Um outro ponto que vimos como essencial na busca da profissionalização legislativa é o uso da tecnologia, em especial da ciência de dados, para se identificar demandas e percepções da população. A questão é que a implantação de tais soluções na política brasileira – que dirá mundial – é tão disruptiva que pouca gente sabe por onde começar. Uma das experiências que podem nos servir de inspiração nessa temática é o guia Modernizing Congress, do Beeck Center da Universidade de Georgetown, nos Estados Unidos. Produzido a partir de estudos de casos práticos sobre como implementar de forma personalizada e robusta a ciência de dados nos gabinetes parlamentares, o guia nos dá exemplos de como mandatos de congressistas norte-americanos encontraram novas maneiras de estabelecer conexões com a população de seus distritos por meio da tecnologia. Ao longo dos estudos, os pesquisadores descobriram que gabinetes que usam a tecnologia de forma eficiente conseguem ser muito mais próximos da população local com menos recursos despendidos do que antes. Falta, agora, que tenhamos não somente profissionais para implementarem estas soluções no Brasil, mas também capacidade institucional para estabelecer uma cultura e método para uso da tecnologia dentro de gabinetes.
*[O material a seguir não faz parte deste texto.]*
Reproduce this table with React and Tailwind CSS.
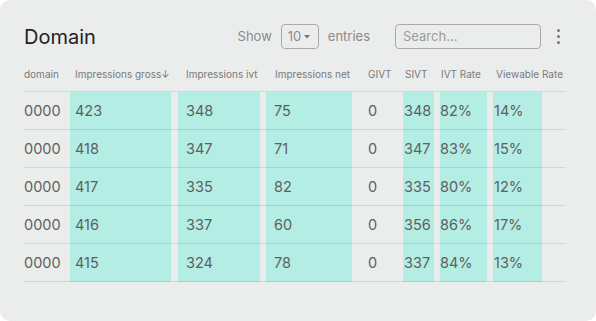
const ROWS = [
  { domain: '0000', gross: 423, ivt: 348, net: 75, givt: 0, sivt: 348, rate: '82%', view: '14%' },
  { domain: '0000', gross: 418, ivt: 347, net: 71, givt: 0, sivt: 347, rate: '83%', view: '15%' },
  { domain: '0000', gross: 417, ivt: 335, net: 82, givt: 0, sivt: 335, rate: '80%', view: '12%' },
  { domain: '0000', gross: 416, ivt: 337, net: 60, givt: 0, sivt: 356, rate: '86%', view: '17%' },
  { domain: '0000', gross: 415, ivt: 324, net: 78, givt: 0, sivt: 337, rate: '84%', view: '13%' },
]

const HEADERS = ['domain', 'Impressions gross↓', 'Impressions ivt', 'Impressions net', 'GIVT', 'SIVT', 'IVT Rate', 'Viewable Rate']

function Cell({ teal, className = '', children }) {
  return (
    <div
      className={`h-[38px] flex items-center border-b border-black/10 whitespace-nowrap ${
        teal ? 'bg-[#b3ede3]' : ''
      } ${className}`}
    >
      {children}
    </div>
  )
}

export default function App() {
  return (
    <div className="w-[596px] h-[321px] bg-white" style={{ fontFamily: 'Inter, "Noto Sans", sans-serif' }}>
      <div className="w-full h-full rounded-[10px] bg-[#ebedec] px-6 pt-6">
        {/* Top bar */}
        <div className="flex items-center h-[25px] w-[537px]">
          <h1 className="text-[20px] leading-none text-[#222] flex-1">Domain</h1>
          <span className="text-[13px] text-[#8a8a8a]">Show</span>
          <div className="ml-[9px] w-[38px] h-[25px] border border-[#a9a9a9] rounded-[4px] flex items-center pl-[6px] gap-[3px] text-[13px] text-[#8a8a8a]">
            10
            <svg width="6" height="4" viewBox="0 0 6 4" className="mt-px">
              <path d="M0 0 L6 0 L3 3.5 Z" fill="#777" />
            </svg>
          </div>
          <span className="ml-[9px] text-[13px] text-[#8a8a8a]">entries</span>
          <div className="ml-[25px] w-[146px] h-[25px] border border-[#a9a9a9] rounded-[4px] flex items-center pl-[7px] text-[13px] text-[#9b9b9b]">
            Search...
          </div>
          <div className="ml-[14px] w-[6px] flex flex-col items-center gap-[3px]">
            <span className="w-[3px] h-[3px] rounded-full bg-[#777]" />
            <span className="w-[3px] h-[3px] rounded-full bg-[#777]" />
            <span className="w-[3px] h-[3px] rounded-full bg-[#777]" />
          </div>
        </div>

        <div className="w-[541px]">
          {/* Header */}
          <div className="mt-[9px] h-[34px] grid grid-cols-[51px_111px_89px_93px_37px_36px_55px_69px] items-center border-b border-black/10 text-[10px] text-[#7a7a7a] whitespace-nowrap">
            {HEADERS.map(h => (
              <span key={h}>{h}</span>
            ))}
          </div>

          {/* Body */}
          {ROWS.map((r, i) => (
            <div
              key={i}
              className="grid grid-cols-[46px_101px_7px_82px_6px_86px_51px_31px_6px_47px_6px_49px_23px] text-[14.5px] text-[#5f5f5f]"
            >
              <Cell>{r.domain}</Cell>
              <Cell teal className="pl-[5px]">{r.gross}</Cell>
              <Cell />
              <Cell teal className="pl-[8px]">{r.ivt}</Cell>
              <Cell />
              <Cell teal className="pl-[8px]">{r.net}</Cell>
              <Cell className="pl-[16px]">{r.givt}</Cell>
              <Cell teal className="pl-px">{r.sivt}</Cell>
              <Cell />
              <Cell teal>{r.rate}</Cell>
              <Cell />
              <Cell teal className="pl-px">{r.view}</Cell>
              <Cell />
            </div>
          ))}
        </div>
      </div>
    </div>
  )
}
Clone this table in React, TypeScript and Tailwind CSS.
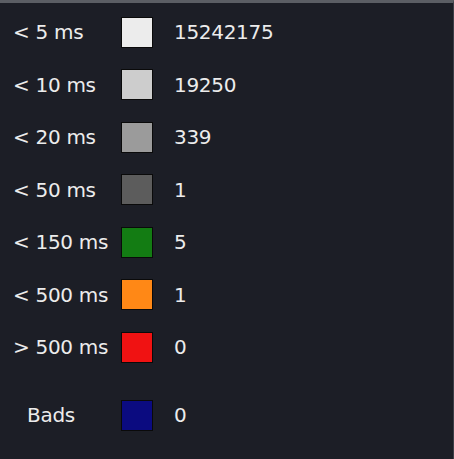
const rows = [
  { label: '< 5 ms', color: 'bg-[#ececec]', value: '15242175' },
  { label: '< 10 ms', color: 'bg-[#cdcdcd]', value: '19250' },
  { label: '< 20 ms', color: 'bg-[#9b9b9b]', value: '339' },
  { label: '< 50 ms', color: 'bg-[#5c5c5c]', value: '1' },
  { label: '< 150 ms', color: 'bg-[#137c13]', value: '5' },
  { label: '< 500 ms', color: 'bg-[#ff8816]', value: '1' },
  { label: '> 500 ms', color: 'bg-[#f01212]', value: '0' },
];

function Row({ label, color, value, indent }: { label: string; color: string; value: string; indent?: boolean }) {
  return (
    <div className="grid grid-cols-[108px_53px_1fr] items-center h-[52.5px]">
      <span className={indent ? 'pl-[14px]' : ''}>{label}</span>
      <div className={`w-[32px] h-[31px] border border-[#0a0a0a] ${color}`} />
      <span>{value}</span>
    </div>
  );
}

export default function App() {
  return (
    <div
      className="w-[454px] h-[459px] bg-[#1c1e26] border-t-[3px] border-t-[#5b5e64] border-r border-r-[#3c3f47] pt-[3px] pl-[13px] text-[#ececec] text-[20px] tracking-[-0.3px] overflow-hidden"
      style={{ fontFamily: '"DejaVu Sans", Verdana, sans-serif' }}
    >
      {rows.map((r) => (
        <Row key={r.label} {...r} />
      ))}
      <div className="mt-[15.5px]">
        <Row label="Bads" color="bg-[#0b0b80]" value="0" indent />
      </div>
    </div>
  );
}
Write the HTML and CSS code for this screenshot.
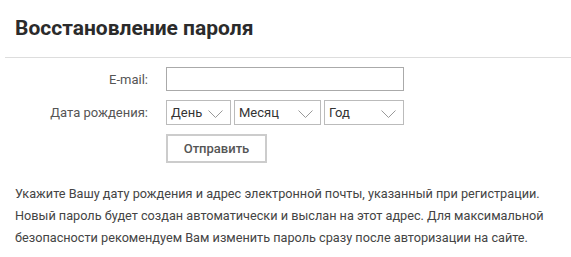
FILE: index.html
```html
<!DOCTYPE html>
<html lang="ru">
<head>
    <meta charset="UTF-8">
    <meta name="viewport" content="width=device-width, initial-scale=1.0">
    <title>Восстановление пароля</title>
    <link rel="stylesheet" href="styles.css">
</head>
<body>
    <div class="page">
        <!-- заголовок -->
        <h1 class="page-title">Восстановление пароля</h1>

        <!-- форма восстановления -->
        <form class="restore-form">
            <div class="form-row">
                <label class="form-label" for="email">E-mail:</label>
                <input class="form-input" type="text" id="email">
            </div>
            <div class="form-row">
                <span class="form-label">Дата рождения:</span>
                <div class="date-selects">
                    <div class="select select-day">День
                        <svg class="select-arrow" width="15" height="8" viewBox="0 0 15 8"><path d="M0.5 0.5 L7.5 7.5 L14.5 0.5" fill="none" stroke="#999" stroke-width="1"/></svg>
                    </div>
                    <div class="select select-month">Месяц
                        <svg class="select-arrow" width="15" height="8" viewBox="0 0 15 8"><path d="M0.5 0.5 L7.5 7.5 L14.5 0.5" fill="none" stroke="#999" stroke-width="1"/></svg>
                    </div>
                    <div class="select select-year">Год
                        <svg class="select-arrow" width="15" height="8" viewBox="0 0 15 8"><path d="M0.5 0.5 L7.5 7.5 L14.5 0.5" fill="none" stroke="#999" stroke-width="1"/></svg>
                    </div>
                </div>
            </div>
            <div class="form-row">
                <span class="form-label"></span>
                <button class="submit-button" type="button">Отправить</button>
            </div>
        </form>

        <p class="restore-note">
            Укажите Вашу дату рождения и адрес электронной почты, указанный при регистрации.
            Новый пароль будет создан автоматически и выслан на этот адрес. Для максимальной
            безопасности рекомендуем Вам изменить пароль сразу после авторизации на сайте.
        </p>
    </div>
</body>
</html>
```

FILE: styles.css
```css
body {
    margin: 0;
    background-color: #fff;
    font-family: Roboto, "Noto Sans", sans-serif;
    color: #444;
}

.page {
    padding-left: 5px;
}

.page-title {
    margin: 0;
    padding: 14px 10px 15px;
    font-size: 21px;
    line-height: 28px;
    font-weight: 700;
    color: #2b2b2b;
    border-bottom: 1px solid #ddd;
}

.restore-form {
    padding-top: 9px;
}

.form-row {
    display: flex;
    align-items: center;
    margin-bottom: 9px;
}

.form-label {
    width: 143px;
    margin-right: 18px;
    text-align: right;
    font-size: 13px;
    color: #555;
}

.form-input {
    box-sizing: border-box;
    width: 238px;
    height: 24px;
    margin: 0;
    border: 1px solid #aaa;
    padding: 0 5px;
    font-family: inherit;
}

.date-selects {
    display: flex;
    gap: 3px;
}

.select {
    box-sizing: border-box;
    position: relative;
    height: 25px;
    line-height: 23px;
    padding-left: 4px;
    border: 1px solid #bbb;
    font-size: 13px;
    color: #333;
}

.select-day { width: 65px; }
.select-month { width: 87px; }
.select-year { width: 80px; }

/* стрелка селекта */
.select-arrow {
    position: absolute;
    right: 7px;
    top: 9px;
}

.submit-button {
    box-sizing: border-box;
    width: 101px;
    height: 29px;
    margin: 0;
    background-color: #fff;
    border: 2px solid #ccc;
    font-family: inherit;
    font-size: 13px;
    font-weight: 500;
    color: #555;
    cursor: pointer;
}

.restore-note {
    margin: 20px 0 0;
    padding-left: 10px;
    font-size: 12.7px;
    line-height: 22px;
    color: #444;
}
```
Observando o panorama geral das experiências que compartilhamos, está claro que existe um ecossistema ativo e em ebulição quando se trata da profissionalização de mandatos parlamentares ao redor do mundo. Não existe qualificação da democracia e do debate público sem o fortalecimento do Poder Legislativo. Ficamos felizes com tantas experiências que podem nos servir de inspiração, mas que, acima de tudo, nos mostram que existem um olhar cuidadoso para ampliarmos o potencial, o impacto e a importância do parlamento para o desenvolvimento de uma nação.